The principal asked her why she wasn’t on her bus. She said, “I want to play with my friend.” She didn’t seem very smart. In fact, she seemed a little dull-witted. 

When I got home, I asked my mother if she called the principal twice. She said she called him once. I never had to ride bus B-23 again, but I continued working on dot-to-dot, mazes, and coloring sheets as my only work for the rest of the school year. That man didn’t correct the situation so I would have proper schoolwork, and he never apologized to me.

He never came to my classroom and said to everyone, “I was wrong. I yelled at this girl, but she was completely innocent. It was another girl with her name that didn’t take the bus home. I’m sorry.” He never said anything like that. 
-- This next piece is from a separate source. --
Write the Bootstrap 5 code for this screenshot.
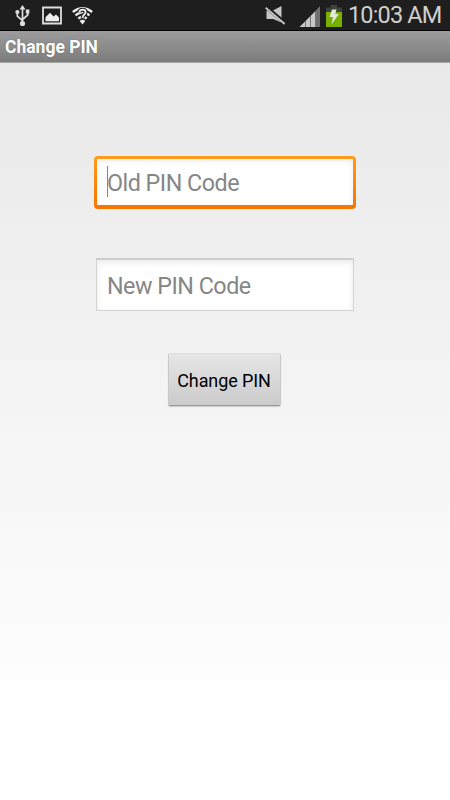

Years later, I looked up the name of the principal. I Googled him and found a picture of a man with his name about his age who looks like him. In that photo, he has four dead bunny rabbits lined up in front of him with his shotgun laid out in front of those dead bunnies. His dog is leaning against him but appears to be cowering as though pleading, “Please don’t shoot me.” He has a caricature of a dove with an olive branch in the foreground as if that makes shooting bunnies acceptable. I tried to communicate with him online and asked if he was the principal of that school. He didn’t answer. Maybe the man in the picture is someone who happens to have the same first and last name as the principal I had in first grade ― it could happen.*

I can only speculate now that the other girl with my first and last name had a mom who kept calling the school saying her daughter was assigned work that was too difficult for her and kept asking to have her daughter placed in a different classroom. In the meantime, I was the one who was reassigned classrooms and given progressively easier work. That other little girl probably prospered from being challenged and given high expectations. As for me, what I got out of it was my all-time most humiliating event ― the next school year, I was retained.